L’Œil Le village de Maaloula, à majorité chrétienne, a été dévasté, et ses icônes détruites… Le patrimoine chrétien est-il plus spécifiquement menacé ?
Maamoun Abdulkarim
Je ne le pense pas. Les Syriens sont profondément attachés à leurs racines, et elles sont aussi chrétiennes. Les communautés locales se mobilisent pour le protéger, comme à Idleb où les musulmans ont protégé les églises byzantines contre les mafieux. Mais elles doivent être fortes. À Maaloula, hélas, les églises ont refusé de nous confier leurs icônes pour ne pas alerter la population. Mais à Yabroud, nous avons pu en sauver 90, qui sont aujourd’hui en lieu sûr à Damas…

Pouvez-vous aujourd’hui être optimiste pour le patrimoine syrien ?
Cela m’est difficile. Il ne se passe pas une journée sans qu’on nous rapporte une mauvaise nouvelle. Je suis aussi particulièrement préoccupé par Alep. Des tunnels explosifs creusés sous la ville peuvent à tout moment faire sauter un quartier entier… Pourtant, plus encore que les destructions, ce sont sans doute les pillages de sites et les fouilles clandestines qui m’inquiètent. On pourra restaurer Alep. Mais un site comme la cité mésopotamienne de Mari, qui remonte au IIIe millénaire, risque d’être perdu à tout jamais s’il est pillé… même si un tiers de ses trésors sont aujourd’hui à l’abri à Damas.
À Palmyre, les islamistes s’imaginent que deux tonnes d’or sont cachées dans le site antique : qu’ont-ils en tête ? Heureusement, nous avons évacué les œuvres de son musée vers la capitale. Tant que Damas est au bout, tant qu’il n’y a qu’une seule direction des Antiquités, on peut donc garder un certain espoir, malgré les difficultés.
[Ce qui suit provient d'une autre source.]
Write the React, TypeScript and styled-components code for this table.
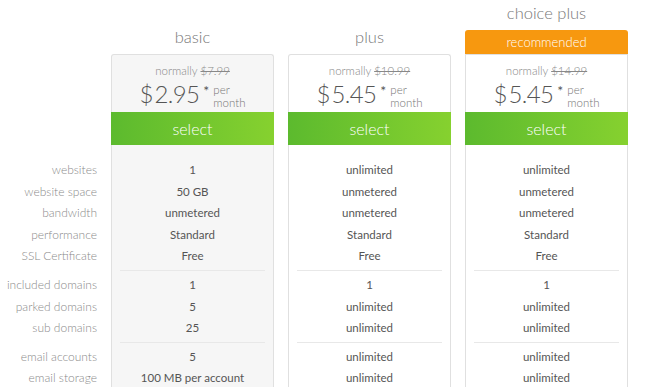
import React from 'react';
import styled, { createGlobalStyle } from 'styled-components';

const GlobalStyle = createGlobalStyle`
  html, body {
    margin: 0;
    padding: 0;
    background: #ffffff;
    font-family: Lato, "Open Sans", "Liberation Sans", sans-serif;
    overflow: hidden;
  }
`;

type Plan = {
  name: string;
  was: string;
  price: string;
  recommended?: boolean;
  shaded?: boolean;
  groups: string[][];
};

const labelGroups = [
  ['websites', 'website space', 'bandwidth', 'performance', 'SSL Certificate'],
  ['included domains', 'parked domains', 'sub domains'],
  ['email accounts', 'email storage'],
];

const plans: Plan[] = [
  {
    name: 'basic',
    was: '$7.99',
    price: '2.95',
    shaded: true,
    groups: [
      ['1', '50 GB', 'unmetered', 'Standard', 'Free'],
      ['1', '5', '25'],
      ['5', '100 MB per account'],
    ],
  },
  {
    name: 'plus',
    was: '$10.99',
    price: '5.45',
    groups: [
      ['unlimited', 'unmetered', 'unmetered', 'Standard', 'Free'],
      ['1', 'unlimited', 'unlimited'],
      ['unlimited', 'unlimited'],
    ],
  },
  {
    name: 'choice plus',
    was: '$14.99',
    price: '5.45',
    recommended: true,
    groups: [
      ['unlimited', 'unmetered', 'unmetered', 'Standard', 'Free'],
      ['1', 'unlimited', 'unlimited'],
      ['unlimited', 'unlimited'],
    ],
  },
];

const Page = styled.div`
  display: flex;
  align-items: stretch;
  gap: 14px;
`;

// head (54) + card border (1) + price box (57) + select bar (33)
const LabelColumn = styled.div`
  flex: none;
  width: 97px;
  padding-top: 145px;
`;

const PlanColumn = styled.div`
  flex: none;
  width: 163px;
  display: flex;
  flex-direction: column;
`;

const Head = styled.div`
  flex: none;
  height: 54px;
  display: flex;
  flex-direction: column;
  justify-content: flex-end;
`;

const Title = styled.div`
  height: 24px;
  line-height: 24px;
  margin-bottom: 5px;
  text-align: center;
  font-size: 16.5px;
  font-weight: 300;
  color: #777;
`;

const Ribbon = styled.div`
  height: 24px;
  line-height: 24px;
  background: #f7980f;
  border-radius: 3px 3px 0 0;
  color: #fff;
  text-align: center;
  font-size: 13px;
  font-weight: 300;
`;

const Card = styled.div<{ $shaded?: boolean; $flat?: boolean }>`
  flex: 1 0 auto;
  background: ${({ $shaded }) => ($shaded ? '#f6f6f6' : '#fff')};
  border: 1px solid #e0e0e0;
  border-bottom: none;
  border-radius: ${({ $flat }) => ($flat ? '0' : '3px 3px 0 0')};
`;

const PriceBox = styled.div`
  height: 57px;
  display: flex;
  flex-direction: column;
  align-items: center;
  padding-top: 9px;
  box-sizing: border-box;
`;

const Normally = styled.div`
  font-size: 11.5px;
  font-weight: 300;
  color: #888;
  line-height: 14px;
`;

const PriceRow = styled.div`
  display: flex;
  align-items: flex-start;
  color: #555;
  margin-top: 2px;
`;

const Dollar = styled.span`
  font-size: 24px;
  line-height: 28px;
  font-weight: 300;
`;

const Amount = styled.span`
  font-size: 24px;
  line-height: 28px;
  font-weight: 300;
  letter-spacing: -0.6px;
  margin-left: 1px;
`;

const Star = styled.span`
  font-size: 14px;
  line-height: 14px;
  margin: 4px 4px 0 4px;
`;

const PerMonth = styled.span`
  font-size: 11.5px;
  line-height: 13px;
  color: #777;
  margin-top: 3px;
  font-weight: 300;
`;

const SelectBar = styled.div`
  height: 33px;
  margin: 0 -1px;
  background: linear-gradient(to right, #5cba2e, #86d12f);
  color: #fff;
  text-align: center;
  line-height: 33px;
  font-size: 16px;
  font-weight: 300;
`;

const Group = styled.div<{ $first?: boolean; $last?: boolean; $inset?: boolean }>`
  padding: ${({ $first }) => ($first ? '14px' : '3px')} 0 ${({ $last }) => ($last ? '0' : '3px')};
  margin: 0 ${({ $inset }) => ($inset ? '8px' : '0')};
  border-bottom: ${({ $last, $inset }) => ($last ? 'none' : $inset ? '1px solid #e8e8e8' : '1px solid transparent')};
`;

const Row = styled.div<{ $label?: boolean }>`
  height: 21.6px;
  line-height: 21.6px;
  font-size: ${({ $label }) => ($label ? '12px' : '11.5px')};
  font-weight: ${({ $label }) => ($label ? 300 : 400)};
  white-space: nowrap;
  text-align: ${({ $label }) => ($label ? 'right' : 'center')};
  color: ${({ $label }) => ($label ? '#8a8a8a' : '#555')};
`;

const Features = ({ groups, label }: { groups: string[][]; label?: boolean }) => (
  <>
    {groups.map((g, gi) => (
      <Group key={gi} $first={gi === 0} $last={gi === groups.length - 1} $inset={!label}>
        {g.map((v, i) => (
          <Row key={i} $label={label}>
            {v}
          </Row>
        ))}
      </Group>
    ))}
  </>
);

export default function App() {
  return (
    <>
      <GlobalStyle />
      <Page>
        <LabelColumn>
          <Features groups={labelGroups} label />
        </LabelColumn>
        {plans.map((p) => (
          <PlanColumn key={p.name}>
            <Head>
              <Title>{p.name}</Title>
              {p.recommended && <Ribbon>recommended</Ribbon>}
            </Head>
            <Card $shaded={p.shaded} $flat={p.recommended}>
              <PriceBox>
                <Normally>
                  normally <s>{p.was}</s>
                </Normally>
                <PriceRow>
                  <Dollar>$</Dollar>
                  <Amount>{p.price}</Amount>
                  <Star>*</Star>
                  <PerMonth>
                    per
                    <br />
                    month
                  </PerMonth>
                </PriceRow>
              </PriceBox>
              <SelectBar>select</SelectBar>
              <Features groups={p.groups} />
            </Card>
          </PlanColumn>
        ))}
      </Page>
    </>
  );
}
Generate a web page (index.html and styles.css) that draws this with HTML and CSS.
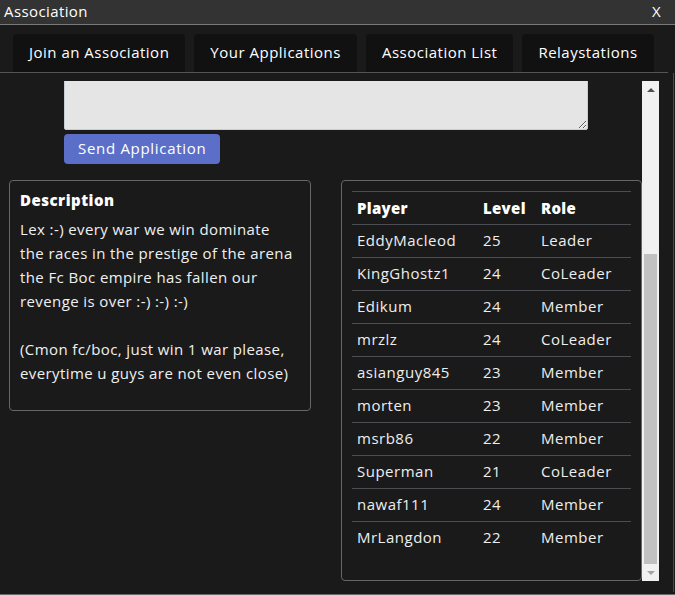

Comment avez-vous réussi à maintenir une unité parmi les Syriens autour de la culture ?
La direction des antiquités et des musées travaille de façon scientifique, loin de la politique. Nous versons les salaires, même aux fonctionnaires des régions sous contrôle de l’opposition, pour rester unifiés. Nous n’avons pas le droit de contacter les rebelles, mais nous agissons à travers les membres de notre équipe, implantés dans les communautés locales pour la préservation de ce patrimoine commun, qui appartient à tous les Syriens et, au-delà, à l’humanité entière.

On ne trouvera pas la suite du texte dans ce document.